Rencana Pembangunan Jangka Menengah Nasional (RPJMN) 2015-2019, katanya, menetapkan rencana pembangunan empat infrastruktur prioritas utama yaitu infrastruktur energi, perhubungan, kedaulatan pangan, dan pariwisata untuk menggeliatkan perekonomian dalam negeri.

Namun, katanya, Indonesia juga dihadapkan pada permasalahan krusial, yakni apakah sebagian besar rakyat Indonesia akan dapat mengambil bagian dan manfaat dari proses ekonomi dan pembangunan yang ada.
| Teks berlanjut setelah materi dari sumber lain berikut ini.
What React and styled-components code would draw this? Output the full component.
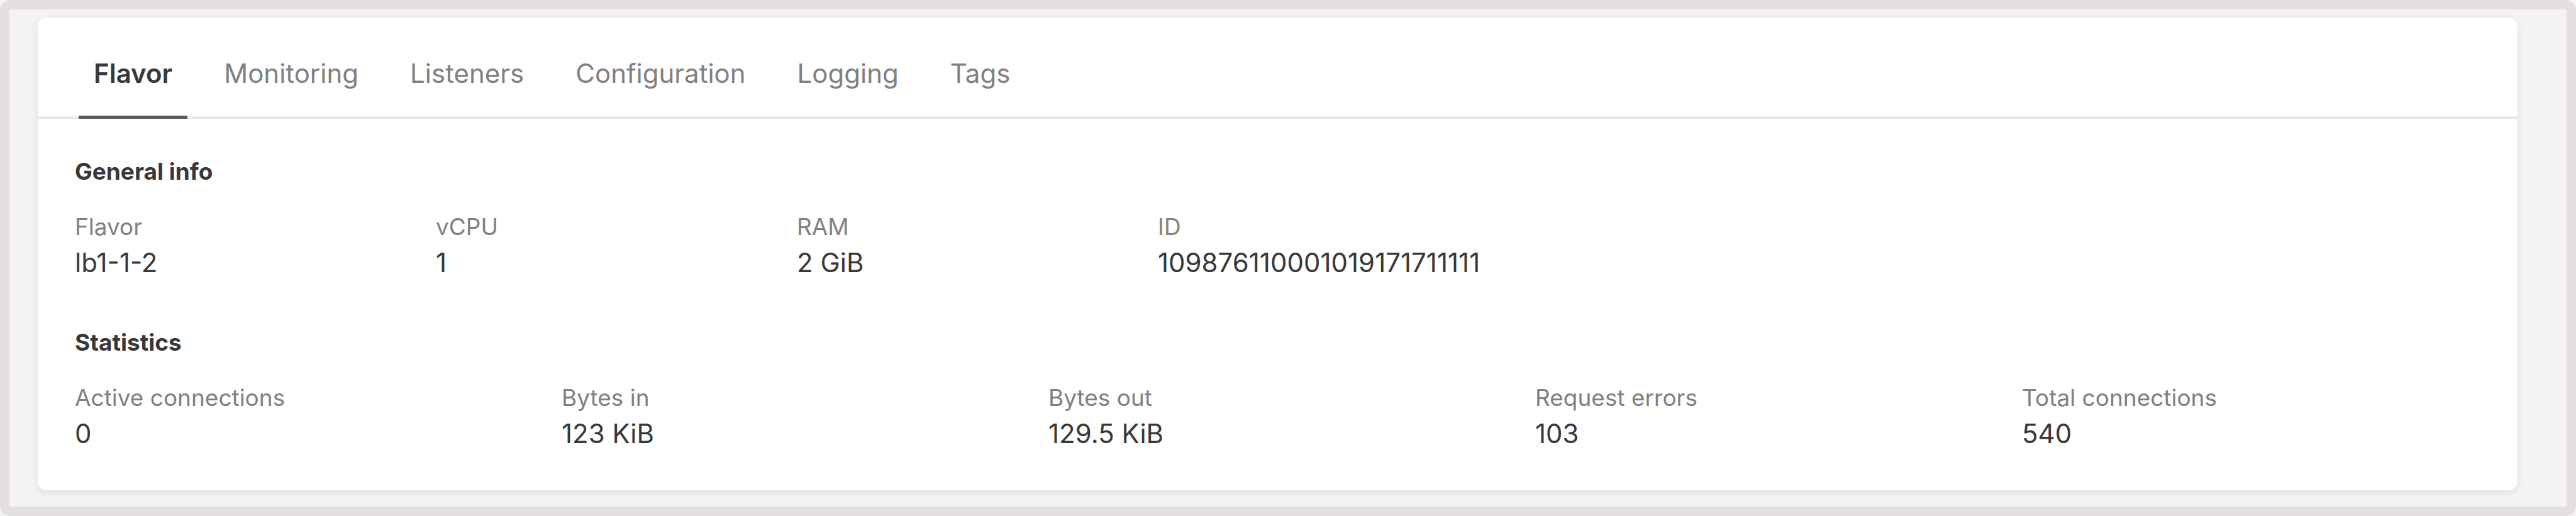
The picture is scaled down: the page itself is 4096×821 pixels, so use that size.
import React, { useState } from "react";
import styled, { createGlobalStyle } from "styled-components";

const GlobalStyle = createGlobalStyle`
  *, *::before, *::after { box-sizing: border-box; }
  body {
    margin: 0;
    background: #f3f3f3;
    color: #383838;
    font-family: Inter, "Liberation Sans", sans-serif;
  }
`;

const Frame = styled.main`
  display: flex;
  flex-direction: column;
  min-height: 100vh;
  padding: 13px 78px 26px 45px;
  border: 15px solid #e3dfde;
  border-radius: 17px;
  background: #f3f3f3;
`;

const Card = styled.section`
  flex: 1;
  border-radius: 14px;
  background: #ffffff;
  box-shadow: 0 4px 12px rgba(0, 0, 0, 0.08);
`;

const TabList = styled.div`
  display: flex;
  gap: 34px;
  padding: 0 65px;
  box-shadow: inset 0 -2px #e6e6e6, inset 0 -4px #f0f0f0;
`;

const Tab = styled.button`
  margin: 0;
  padding: 61px 24px 39px;
  border: 0;
  border-bottom: 5px solid ${(p) => (p.$active ? "#5a5a5a" : "transparent")};
  background: none;
  color: ${(p) => (p.$active ? "#383838" : "#808080")};
  font-family: inherit;
  font-size: 42px;
  font-weight: ${(p) => (p.$active ? 600 : 400)};
  line-height: 56px;
  white-space: nowrap;
  cursor: pointer;
`;

const Panel = styled.div`
  display: flex;
  flex-direction: column;
  gap: 77px;
  padding: 62px 59px;
`;

const Group = styled.section`
  display: flex;
  flex-direction: column;
  gap: 44px;
`;

const Heading = styled.h2`
  margin: 0;
  font-size: 37px;
  font-weight: 700;
  line-height: 44px;
`;

const Fields = styled.dl`
  display: grid;
  grid-template-columns: ${(p) => p.$columns};
  column-gap: 45px;
  margin: 0;
`;

const Field = styled.div`
  display: flex;
  flex-direction: column;
  gap: 7px;
`;

const Label = styled.dt`
  color: #808080;
  font-size: 37px;
  line-height: 44px;
`;

const Value = styled.dd`
  margin: 0;
  font-size: 42px;
  line-height: 56px;
  white-space: nowrap;
`;

const tabs = ["Flavor", "Monitoring", "Listeners", "Configuration", "Logging", "Tags"];

const groups = [
  {
    title: "General info",
    columns: "repeat(3, 529px) 1fr",
    fields: [
      ["Flavor", "lb1-1-2"],
      ["vCPU", "1"],
      ["RAM", "2 GiB"],
      ["ID", "109876110001019171711111"],
    ],
  },
  {
    title: "Statistics",
    columns: "repeat(5, 1fr)",
    fields: [
      ["Active connections", "0"],
      ["Bytes in", "123 KiB"],
      ["Bytes out", "129.5 KiB"],
      ["Request errors", "103"],
      ["Total connections", "540"],
    ],
  },
];

export default function App() {
  const [active, setActive] = useState("Flavor");
  return (
    <>
      <GlobalStyle />
      <Frame>
        <Card>
          <TabList role="tablist">
            {tabs.map((name) => (
              <Tab
                key={name}
                type="button"
                role="tab"
                aria-selected={name === active}
                $active={name === active}
                onClick={() => setActive(name)}
              >
                {name}
              </Tab>
            ))}
          </TabList>
          <Panel role="tabpanel" aria-label={active}>
            {groups.map((group) => (
              <Group key={group.title}>
                <Heading>{group.title}</Heading>
                <Fields $columns={group.columns}>
                  {group.fields.map(([label, value]) => (
                    <Field key={label}>
                      <Label>{label}</Label>
                      <Value>{value}</Value>
                    </Field>
                  ))}
                </Fields>
              </Group>
            ))}
          </Panel>
        </Card>
      </Frame>
    </>
  );
}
"Atau pembangunan infrastruktur yang masif hanya akan menguntungkan pemilik modal?" kata ilmuwan Indonesia penemu alat pemindai aktivitas otak 4D Brain Activity Scanner berbasis Electrical Capacitance Volume Tomography/ECVT (tomografi kapasitansi listrik berbasis medan listrik statis), teknologi yang jauh lebih canggih dibandingkan CT-Scan itu.

Atas kondisi, Warsito mengungkapkan pemerintah harus bisa menjamin sebagian besar rakyat Indonesia dapat berpartisipasi dalam rantai ekonomi nasional maupun global.

Oleh karena itu, proses pemberdayaan masyarakat dan bangsa harus berjalan, bukan sekadar program "santunan" terhadap masyarakat lapis bawah melalui berbagai program subsidi, demikian Warsito P Taruno.